In her petition, Sampath alleged that it was the SDPI and the Popular Front of India (PFI), two frontline Muslim organisations in the state well-known for their separatist ideology, that are behind the entire network. This is a claim that Hadiya’s father, Asokan, too had put forth as Shafin Jahan is an active member of PFI. The PFI is alleged to have evolved from the banned Students Islamic Movement of India (SIMI) which is accused in a number of terror and bomb blast cases across the country.
SALAFI ISLAMIC CENTRES
There is a glaring similarity in the way in which Nimisha and other girls, including Akhila (Hadiya), got converted to Islam. Both Nimisha and Hadiya were studying in college when, through their hostel mates, they came in contact with Salafi Islamic Centres where they were told that Islam was a better religion than theirs.
In the case of Nimisha, it was her proximity to one Sajjad Rahman in Thiruvananthapuram that took her to the Salafi Centre in the city where she converted on the promise of marriage by Rahman. Sampath claims that in a few months’ time, Rahman severed all ties with Nimisha, leaving her in the lurch.
“If it was out of genuine love for my daughter, even I would not have minded her adopting any faith. But this was clearly a plan to convert her. And, now we realise that the gameplan was to take her to an IS-controlled area,’’ added Sampath.
Nimisha, who had by then become Fathima, befriended Mariam, another converted girl who introduced her to Issa, who was Mariam’s brother-in-law. The brothers and their families were among the 22 who left India to fight for the IS in Afghanistan and Syria. If reports are to be believed, Mariam’s husband and Issa’s brother, Yahya, was killed in an American drone attack on the IS-held territory in Afghanistan a few months ago.

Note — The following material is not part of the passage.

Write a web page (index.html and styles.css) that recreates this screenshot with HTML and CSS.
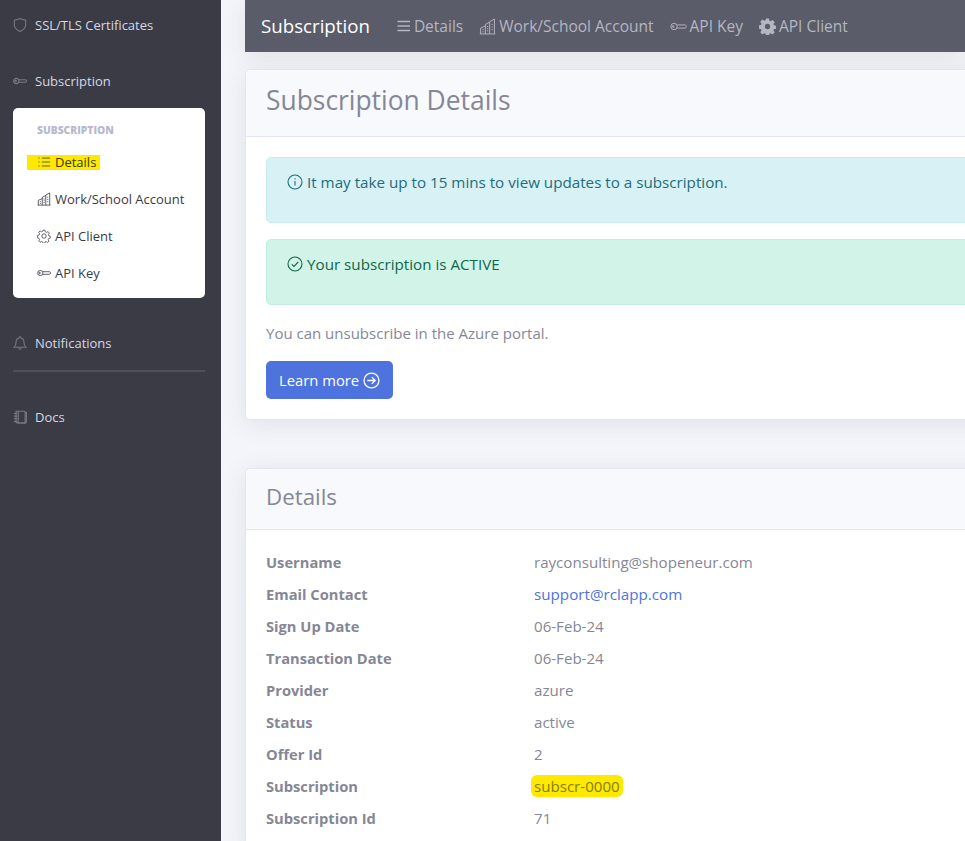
FILE: index.html
```html
<!DOCTYPE html>
<html>

<head>
  <meta charset="utf-8">
  <title>Subscription</title>
  <link rel="stylesheet" href="styles.css">
</head>

<body>

  <div class="wrapper">

    <div class="sidebar">

      <a class="navLink firstLink">
        <svg class="navIcon" viewBox="0 0 16 16"><path d="M8 .6c2.200 1 4.400 1.500 6.500 1.700v5.700c0 3.300-2.700 5.700-6.500 7.400C4.200 13.700 1.500 11.300 1.500 8V2.300C3.600 2.100 5.800 1.600 8 .6z"/></svg>
        <span>SSL/TLS Certificates</span>
      </a>

      <a class="navLink subLink">
        <svg class="navIcon" viewBox="0 0 16 16"><circle cx="3.800" cy="8" r="3"/><circle cx="3" cy="8" r=".8"/><path d="M6.800 6.500h7.700l1.200 1.500-1.200 1.500H6.800"/></svg>
        <span>Subscription</span>
      </a>

      <div class="subMenu">
        <h6 class="subTitle">SUBSCRIPTION</h6>
        <a class="subItem subItemFirst">
          <span class="marker">
            <svg class="subIcon" viewBox="0 0 16 16"><path d="M5.500 3.500H15M5.500 8H15M5.500 12.500H15"/><path d="M1.500 3.500h1.500M1.500 8h1.500M1.500 12.500h1.500"/></svg>
            Details
          </span>
        </a>
        <a class="subItem">
          <svg class="subIcon" viewBox="0 0 16 16"><path d="M.7 15h14.600M1.500 15V9.500L6 7.500M6 15V6l4-2M10 15V3.500L14.500 1v14M3.200 11h1.200M3.200 13h1.200M7.500 8h1.200M7.500 10h1.200M7.500 12h1.200M11.700 6h1.200M11.700 8.500h1.200M11.700 11h1.200"/></svg>
          Work/School Account
        </a>
        <a class="subItem">
          <svg class="subIcon" viewBox="0 0 16 16"><circle cx="8" cy="8" r="2.500"/><path d="M6.800 1h2.400l.4 2 1.500.7 1.800-1 1.500 1.800-1.100 1.700.5 1.600 1.700.5v2.200l-1.900.5-.6 1.500 1 1.700-1.600 1.500-1.700-1-1.500.6-.5 1.700H6.900l-.5-1.800-1.500-.6-1.700 1-1.600-1.600 1-1.700-.6-1.500-1.700-.5V7.300l1.800-.5.6-1.600-1-1.700 1.600-1.600 1.700 1 1.500-.6z" transform="translate(.4 .4) scale(.95)"/></svg>
          API Client
        </a>
        <a class="subItem">
          <svg class="subIcon" viewBox="0 0 16 16"><circle cx="3.800" cy="8" r="3"/><circle cx="3" cy="8" r=".8"/><path d="M6.800 6.500h7.700l1.200 1.500-1.200 1.500H6.800"/></svg>
          API Key
        </a>
      </div>

      <a class="navLink noteLink">
        <svg class="navIcon" viewBox="0 0 16 16"><path d="M8 .8c-.6 0-1 .4-1 1v.5C4.800 2.800 3.500 4.500 3.500 7c0 3-1 4.800-2.200 5.800h13.400C13.500 11.800 12.500 10 12.500 7c0-2.500-1.300-4.200-3.500-4.700v-.5c0-.6-.4-1-1-1zM6.400 14.200c.4 1.200 2.800 1.200 3.200 0"/></svg>
        <span>Notifications</span>
      </a>

      <hr class="sideLine">

      <a class="navLink">
        <svg class="navIcon" viewBox="0 0 16 16"><path d="M3.500 1.500h9.500c.5 0 .8.300.8.800v11.400c0 .5-.3.800-.8.800H3.500zM6 1.500v13M13.800 3h1.500v11l-1 1.200H5M1 4h4M1 7h4M1 10h4M1 13h4"/></svg>
        <span>Docs</span>
      </a>

    </div>

    <div class="main">

      <div class="topBar">
        <span class="brand">Subscription</span>
        <a class="topLink">
          <svg class="topIcon barsIcon" viewBox="0 0 15 17"><path class="bars" d="M1.500 3.500h12.500M1.500 8h12.500M1.500 12.500h12.500"/></svg>
          Details
        </a>
        <a class="topLink">
          <svg class="topIcon" viewBox="0 0 16 16"><path d="M.7 15h14.600M1.500 15V9.500L6 7.500M6 15V6l4-2M10 15V3.500L14.500 1v14M3.200 11h1.200M3.200 13h1.200M7.500 8h1.200M7.500 10h1.200M7.500 12h1.200M11.700 6h1.200M11.700 8.500h1.200M11.700 11h1.200"/></svg>
          Work/School Account
        </a>
        <a class="topLink">
          <svg class="topIcon" viewBox="0 0 16 16"><circle cx="3.800" cy="8" r="3"/><circle cx="3" cy="8" r=".8"/><path d="M6.800 6.500h7.700l1.200 1.500-1.200 1.500H6.800"/></svg>
          API Key
        </a>
        <a class="topLink">
          <svg class="topIcon solid" viewBox="0 0 16 16"><path fill-rule="evenodd" d="M6.600.5h2.800l.4 2.100 1.200.5 1.800-1.200 2 2-1.200 1.800.5 1.200 2.100.4v2.800l-2.100.4-.5 1.200 1.200 1.800-2 2-1.800-1.200-1.200.5-.4 2.100H6.600l-.4-2.100-1.200-.5-1.800 1.200-2-2 1.200-1.800-.5-1.200-2.100-.4V6.900l2.100-.4.5-1.200-1.200-1.800 2-2 1.800 1.200 1.200-.5zM8 5.500a2.500 2.500 0 1 0 0 5 2.500 2.500 0 0 0 0-5z"/></svg>
          API Client
        </a>
      </div>

      <div class="card firstCard">
        <div class="cardHeader headerBig">
          <h1>Subscription Details</h1>
        </div>
        <div class="cardBody">
          <div class="alert alertInfo">
            <svg class="alertIcon" viewBox="0 0 16 16"><circle cx="8" cy="8" r="7"/><path d="M8 7v4.500M8 4.300v1.200"/></svg>
            It may take up to 15 mins to view updates to a subscription.
          </div>
          <div class="alert alertOk">
            <svg class="alertIcon" viewBox="0 0 16 16"><circle cx="8" cy="8" r="7"/><path d="M4.800 8.300l2.200 2.200 4.200-4.500"/></svg>
            Your subscription is ACTIVE
          </div>
          <p class="note">You can unsubscribe in the Azure portal.</p>
          <a class="btnLearn">
            Learn more
            <svg class="btnIcon" viewBox="0 0 16 16"><circle cx="8" cy="8" r="7"/><path d="M4 8h7.500M8.300 4.800L11.500 8l-3.200 3.200"/></svg>
          </a>
        </div>
      </div>

      <div class="card secondCard">
        <div class="cardHeader">
          <h2>Details</h2>
        </div>
        <div class="detailsList">
          <div class="row"><b>Username</b><span>rayconsulting@shopeneur.com</span></div>
          <div class="row"><b>Email Contact</b><a class="mail">support@rclapp.com</a></div>
          <div class="row"><b>Sign Up Date</b><span>06-Feb-24</span></div>
          <div class="row"><b>Transaction Date</b><span>06-Feb-24</span></div>
          <div class="row"><b>Provider</b><span>azure</span></div>
          <div class="row"><b>Status</b><span>active</span></div>
          <div class="row"><b>Offer Id</b><span>2</span></div>
          <div class="row"><b>Subscription</b><span><span class="mark2">subscr-0000</span></span></div>
          <div class="row"><b>Subscription Id</b><span>71</span></div>
        </div>
      </div>

    </div>

  </div>

</body>

</html>
```

FILE: styles.css
```css
html, body {
  margin: 0;
  height: 841px;
  overflow: hidden;
}

body {
  font-family: "Open Sans", "Noto Sans", sans-serif;
  font-size: 15px;
  color: #858796;
  background-color: #f3f5fa;
}

.wrapper {
  display: flex;
  height: 841px;
}

.sidebar {
  width: 221px;
  flex: none;
  box-sizing: border-box;
  padding: 15px 16px 0 13px;
  background-color: #3a3b45;
}

.navLink {
  display: flex;
  align-items: center;
  gap: 8px;
  height: 20px;
  font-size: 13px;
  color: #d5d8e4;
}

.navIcon {
  width: 14px;
  height: 16px;
  flex: none;
  fill: none;
  stroke: #787a85;
  stroke-width: 1.200;
}

.subLink {
  margin-top: 36px;
}

.subMenu {
  height: 190px;
  margin-top: 17px;
  box-sizing: border-box;
  padding: 16px 0 0 24px;
  background-color: #fff;
  border-radius: 5px;
}

.subTitle {
  margin: 0;
  font-size: 10.300px;
  line-height: 12px;
  font-weight: 800;
  color: #b7b9cc;
}

.subItem {
  display: flex;
  align-items: center;
  gap: 4px;
  height: 20px;
  margin-top: 17px;
  font-size: 13px;
  color: #3a3b45;
}

.subItemFirst {
  margin: 16px 0 0 -10px;
}

.marker {
  display: flex;
  align-items: center;
  gap: 4px;
  height: 15px;
  padding: 0 4px 0 10px;
  color: #38380a;
  background-color: #ffe900;
}

.subIcon {
  width: 14px;
  height: 14px;
  flex: none;
  fill: none;
  stroke: #3a3b45;
  stroke-width: .9;
}

.noteLink {
  margin-top: 35px;
}

.sideLine {
  height: 2px;
  margin: 17px 0 35px;
  border: none;
  background-color: #4f505b;
}

.main {
  flex: 1;
  min-width: 0;
  padding-left: 24px;
  overflow: hidden;
}

.topBar {
  display: flex;
  align-items: center;
  height: 52px;
  box-sizing: border-box;
  padding-left: 16px;
  background-color: #5a5c69;
  box-shadow: 0 4px 24px rgba(58, 59, 69, .1);
}

.brand {
  margin: -2px 26px 0 0;
  font-size: 18.700px;
  color: #fff;
}

.topLink {
  display: flex;
  align-items: center;
  gap: 3px;
  margin-right: 16px;
  font-size: 15.500px;
  color: #b4b6c1;
}

.topIcon {
  width: 17px;
  height: 17px;
  flex: none;
  fill: none;
  stroke: #b4b6c1;
  stroke-width: .9;
}

.topIcon.barsIcon {
  width: 15px;
}

.topIcon .bars {
  stroke-width: 1.700;
}

.topIcon.solid {
  fill: #b4b6c1;
  stroke: none;
}

.card {
  width: 780px;
  background-color: #fff;
  border: 1px solid #e3e6f0;
  border-radius: 5px;
  box-shadow: 0 4px 24px rgba(58, 59, 69, .1);
}

.firstCard {
  margin-top: 17px;
  height: 351px;
  box-sizing: border-box;
}

.secondCard {
  margin-top: 48px;
}

.cardHeader {
  display: flex;
  align-items: center;
  height: 54px;
  padding: 0 0 6px 20px;
  background-color: #f8f9fc;
  border-bottom: 1px solid #e3e6f0;
  border-radius: 5px 5px 0 0;
}

.headerBig {
  height: 60px;
}

h1 {
  margin: 0;
  font-size: 26.400px;
  font-weight: 400;
}

h2 {
  margin: 0;
  font-size: 22.300px;
  font-weight: 400;
}

.cardBody {
  padding: 20px;
}

.alert {
  display: flex;
  align-items: flex-start;
  gap: 4px;
  height: 66px;
  box-sizing: border-box;
  margin-bottom: 16px;
  padding: 13px 20px;
  line-height: 22px;
  font-size: 15.200px;
  border: 1px solid;
  border-radius: 5px;
}

.alertInfo {
  color: #1f6d7c;
  background-color: #d7f1f5;
  border-color: #c7ebf1;
}

.alertOk {
  color: #0f6848;
  background-color: #d2f4e8;
  border-color: #bff0de;
}

.alertIcon {
  width: 16px;
  height: 16px;
  margin-top: 3px;
  flex: none;
  fill: none;
  stroke: currentColor;
  stroke-width: 1.100;
}

.note {
  margin: 17px 0 17px;
  font-size: 15px;
  line-height: 22px;
}

.btnLearn {
  display: inline-flex;
  align-items: center;
  gap: 4px;
  height: 38px;
  box-sizing: border-box;
  padding: 0 13px 0 13px;
  font-size: 14.800px;
  color: #fff;
  background-color: #4e73df;
  border-radius: 5px;
}

.btnIcon {
  width: 17px;
  height: 17px;
  fill: none;
  stroke: #fff;
  stroke-width: 1.200;
}

.detailsList {
  padding: 16px 20px;
}

.row {
  display: grid;
  grid-template-columns: 268px 1fr;
  height: 32px;
  align-items: center;
  font-size: 15.100px;
}

.row b {
  font-size: 14.700px;
  font-weight: 700;
}

.mail {
  font-size: 15.200px;
  color: #4e73df;
}

.mark2 {
  padding: 1px 3px;
  margin-left: -3px;
  color: #80800f;
  background-color: #ffe900;
  border-radius: 6px;
}
```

Sampath in her lengthy impleading document clearly outlines how certain organisations’ members could be seen outside both the police station and the High Court while she was fighting the case for her daughter. When the High Court in December 2015 left her daughter to her will after hearing the habeas corpus petition, Sampath alleges that this same group took her with them from outside the court premises.
NEFARIOUS ACTIVITIES
While Hadiya and Nimisha are two cases that are caught in the judicial tangle, there are others in Kerala who have managed to wriggle out and openly describe their ordeal. One such person is 23-year-old Athira Nambiar from Kochi, who in a press meet spilled the beans on the modus operandi for conversions in the state.
She told the media that it was PFI activist Siraj who befriended her. He, along with a few female classmates of hers, had been continuously telling her about the “good side” of Islam as opposed to Hinduism’s idol worship and polytheism, which appealed to her.
Nambiar claims: “Siraj was the one who motivated me to leave home and get converted. Later on, I stayed at his relative’s house. He, along with a few workers of the Popular Front, used to take me from one hideout to another before I went to the police. Even my mobile phone was taken away from me. It was given back to me only after I told the cops that I had converted of my own will and that I was staying with a classmate.”
Nambiar, however, returned to her parent religion after she decided to re-convert following her parents’ prolonged interaction with her after she chose to stay with them and practise Islam.
Moderate Muslims say that although the issue of “love jihad’’ has been raised in Kerala for more than two decades, the absence of a proper investigation has not taken the situation anywhere. Ashraf Kadakkal, a prominent educationist, said: “There is no evidence as such to suggest that there is a concerted effort on this front. But what is needed is a thorough investigation, especially when you have so many such cases coming out of professional colleges where peer pressure is said to play a vital role, which is then followed up by organisations like the Popular Front and SDPI.”
Subash Babu, a retired superintendent of police who investigated a number of terror cases, said that although for years love jihad has been operational in the state, the modus operandi has evolved only recently.
“Earlier, they used to support kids who wanted to willingly convert to Islam because they were in love with someone. Now they are actively engaging fellow women students to openly influence impressionable minds and take them down the path of conversion. Marriages and love happen after that,’’ said Babu.
Babu’s words find resonance in what Nambiar, Asokan and Sampath have told the Supreme Court. That Hadiya’s marriage to Jahan had no connection with her converting to Islam and that the marriage was done only to justify her conversion was one of the prime reasons the Kerala High Court annulled it. Sampath too says in her petition that Rahman left Nimisha soon after she converted and then someone else appeared in his place to justify her conversion.
This is one of the prime reasons the Kerala High Court felt that an NIA investigation is the need of the hour, a claim that has not found resonance in the Supreme Court.